In 627, Feng became ill while handling official matters at the executive bureau, and Emperor Taizong visited him personally, and then used an imperial wagon to take him back to his mansion. Feng soon died, and Emperor Taizong posthumously honored him with the high title Sikong (司空), giving him the posthumous name Ming (明, meaning "understanding").

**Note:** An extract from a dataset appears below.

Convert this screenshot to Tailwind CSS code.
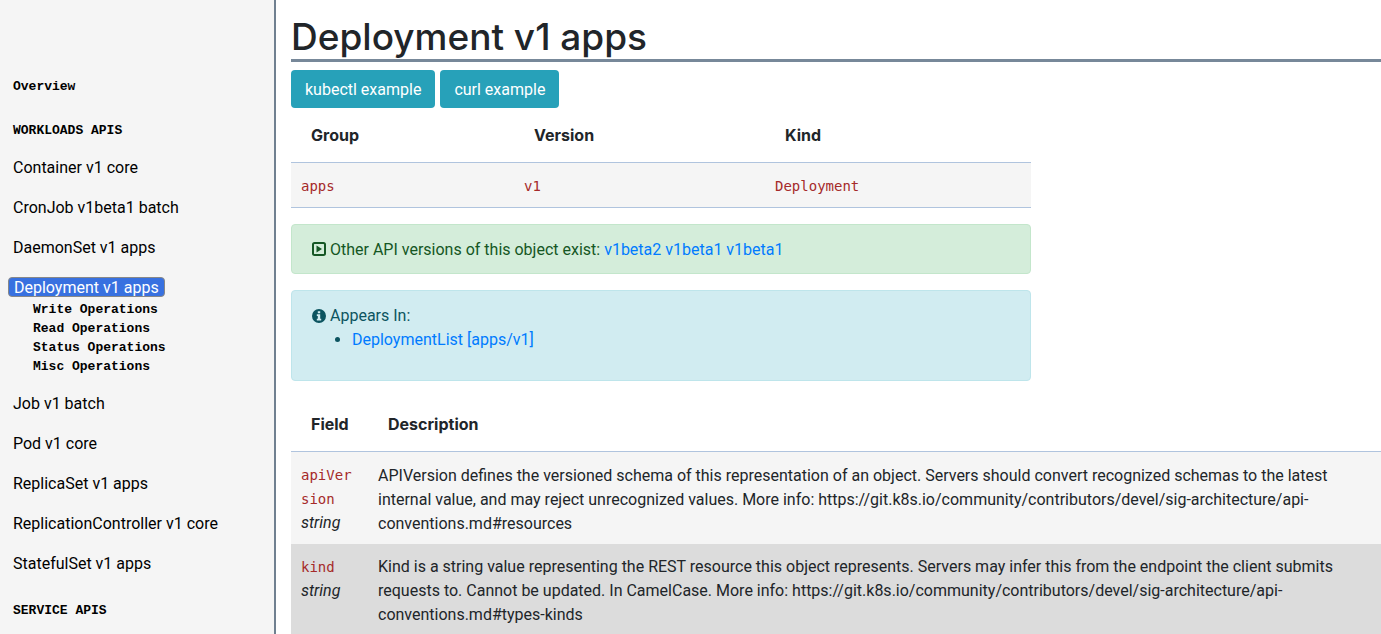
<!DOCTYPE html>
<html lang="en">
<head>
<meta charset="utf-8">
<title>Kubernetes API Reference</title>
<script src="https://cdn.jsdelivr.net/npm/@tailwindcss/browser@4"></script>
</head>
<body class="flex h-screen overflow-hidden bg-white font-[Roboto,sans-serif] text-base text-[#212529]">
<nav class="w-[276px] shrink-0 overflow-hidden border-r-2 border-[#708090] bg-[#f5f5f5] pt-[77px] text-black">
  <ul class="pl-[13px]">
    <li class="mb-6 h-5 font-['Liberation_Mono',monospace] text-[13px]/5 font-bold"><a href="#overview">Overview</a></li>
    <li class="mb-[7px] h-5 font-['Liberation_Mono',monospace] text-[13px]/5 font-bold"><a href="#workloads">WORKLOADS APIS</a></li>
    <li class="h-10 leading-10"><a href="#container">Container v1 core</a></li>
    <li class="h-10 leading-10"><a href="#cronjob">CronJob v1beta1 batch</a></li>
    <li class="h-10 leading-10"><a href="#daemonset">DaemonSet v1 apps</a></li>
    <li class="pt-[9px] pb-2">
      <a href="#deployment" class="-ml-[5px] flex h-5 w-fit items-center rounded border border-[#888888] bg-[#3871e0] px-[5px] pt-0.5 whitespace-nowrap text-white">Deployment v1 apps</a>
      <ul class="pt-[3px] pl-5 font-['Liberation_Mono',monospace] text-[13px]/[19px] font-bold">
        <li><a href="#write">Write Operations</a></li>
        <li><a href="#read">Read Operations</a></li>
        <li><a href="#status">Status Operations</a></li>
        <li><a href="#misc">Misc Operations</a></li>
      </ul>
    </li>
    <li class="h-10 leading-10"><a href="#job">Job v1 batch</a></li>
    <li class="h-10 leading-10"><a href="#pod">Pod v1 core</a></li>
    <li class="h-10 leading-10"><a href="#replicaset">ReplicaSet v1 apps</a></li>
    <li class="h-10 leading-10"><a href="#rc">ReplicationController v1 core</a></li>
    <li class="h-10 leading-10"><a href="#statefulset">StatefulSet v1 apps</a></li>
    <li class="mt-[17px] h-5 font-['Liberation_Mono',monospace] text-[13px]/5 font-bold"><a href="#service">SERVICE APIS</a></li>
  </ul>
</nav>
<main class="min-w-0 flex-1 overflow-hidden pt-3 pl-[15px]">
  <h1 class="mb-2 h-[50px] border-b-3 border-[#778899] font-[Inter,sans-serif] text-[37px]/[50px] font-medium">Deployment v1 apps</h1>
  <div class="flex gap-[5px]">
    <button type="button" class="h-[38px] rounded bg-[#27a1b9] px-[14px] pt-0.5 text-white">kubectl example</button>
    <button type="button" class="h-[38px] rounded bg-[#27a1b9] px-[14px] pt-0.5 text-white">curl example</button>
  </div>
  <table class="w-full max-w-[740px] table-fixed text-left">
    <thead class="font-[Inter,sans-serif]"><tr class="h-[54px] border-b border-[#b0c4de]"><th class="w-[223px] pl-5 font-bold">Group</th><th class="w-[251px] pl-5 font-bold">Version</th><th class="pl-5 font-bold">Kind</th></tr></thead>
    <tbody class="font-['DejaVu_Sans_Mono',monospace] text-sm text-[#a52a2a]"><tr class="h-[45px] border-b border-[#b0c4de] bg-[#f5f5f5]"><td class="pt-0.5 pl-[10px]">apps</td><td class="pt-0.5 pl-[10px]">v1</td><td class="pt-0.5 pl-[10px]">Deployment</td></tr></tbody>
  </table>
  <section class="mt-4 flex h-[50px] max-w-[740px] items-center rounded border border-[#c3e6cb] bg-[#d4edda] pl-5 text-[#155724]">
    <svg class="mr-1 size-[14px]" viewBox="0 0 14 14" fill="none" stroke="currentColor" stroke-width="2"><rect x="1" y="1" width="12" height="12" rx="1.5"/><path d="M4.5 3.6v6.8L10 7z" fill="currentColor" stroke="none"/></svg>
    <p class="pt-0.5">Other API versions of this object exist: <a href="#v1beta2" class="text-[#007bff]">v1beta2</a> <a href="#v1beta1" class="text-[#007bff]">v1beta1</a> <a href="#ext" class="text-[#007bff]">v1beta1</a></p>
  </section>
  <section class="mt-4 h-[91px] max-w-[740px] rounded border border-[#bee5eb] bg-[#d1ecf1] pt-[13px] pl-5 text-[#0c5460]">
    <p class="flex items-center"><svg class="mr-1 size-[14px]" viewBox="0 0 14 14" fill="currentColor"><path fill-rule="evenodd" d="M7 0a7 7 0 1 0 0 14A7 7 0 0 0 7 0ZM5.8 2.2h2.4v2H5.8Zm-1 3.1h3.4v4.5h1v1.6H4.8V9.8h1V6.9h-1Z"/></svg>Appears In:</p>
    <ul class="list-disc pl-10"><li><a href="#list" class="text-[#007bff]">DeploymentList [apps/v1]</a></li></ul>
  </section>
  <table class="mt-4 w-full table-fixed text-left">
    <thead class="font-[Inter,sans-serif]"><tr class="h-[55px] border-b border-[#b0c4de]"><th class="w-[77px] pl-5 font-bold">Field</th><th class="pl-5 font-bold">Description</th></tr></thead>
    <tbody class="align-top">
      <tr class="bg-[#f5f5f5]"><td class="px-[10px] pt-[11px] pb-[9px]"><code class="block font-['DejaVu_Sans_Mono',monospace] text-sm/6 break-all text-[#a52a2a]">apiVersion</code><em>string</em></td><td class="px-[10px] pt-3 pb-2">APIVersion defines the versioned schema of this representation of an object. Servers should convert recognized schemas to the latest internal value, and may reject unrecognized values. More info: https://git.k8s.io/community/contributors/devel/sig-architecture/api-conventions.md#resources</td></tr>
      <tr class="bg-[#dcdcdc]"><td class="px-[10px] pt-[11px] pb-2"><code class="block font-['DejaVu_Sans_Mono',monospace] text-sm/6 break-all text-[#a52a2a]">kind</code><em>string</em></td><td class="px-[10px] pt-[11px] pb-2">Kind is a string value representing the REST resource this object represents. Servers may infer this from the endpoint the client submits requests to. Cannot be updated. In CamelCase. More info: https://git.k8s.io/community/contributors/devel/sig-architecture/api-conventions.md#types-kinds</td></tr>
    </tbody>
  </table>
</main>
</body>
</html>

When Feng died, Emperor Taizong had not known that Feng was in fact associating with both him and Li Jiancheng, but as he reviewed imperial archives several years later, he began to realize this. In 643, with Feng's involvement in both camps becoming clear, the official Tang Lin (唐臨) submitted a posthumous indictment, requesting that Feng's honors be posthumously stripped. Emperor Taizong accepted the advice of another official, Tang Jian (唐儉), who pointed out that Feng had contributions while he was alive and that the offices should not be stripped but suggested that the posthumous honors be stripped. However, he also changed Feng's posthumous name from Ming to Miao (繆, meaning "inconsistent").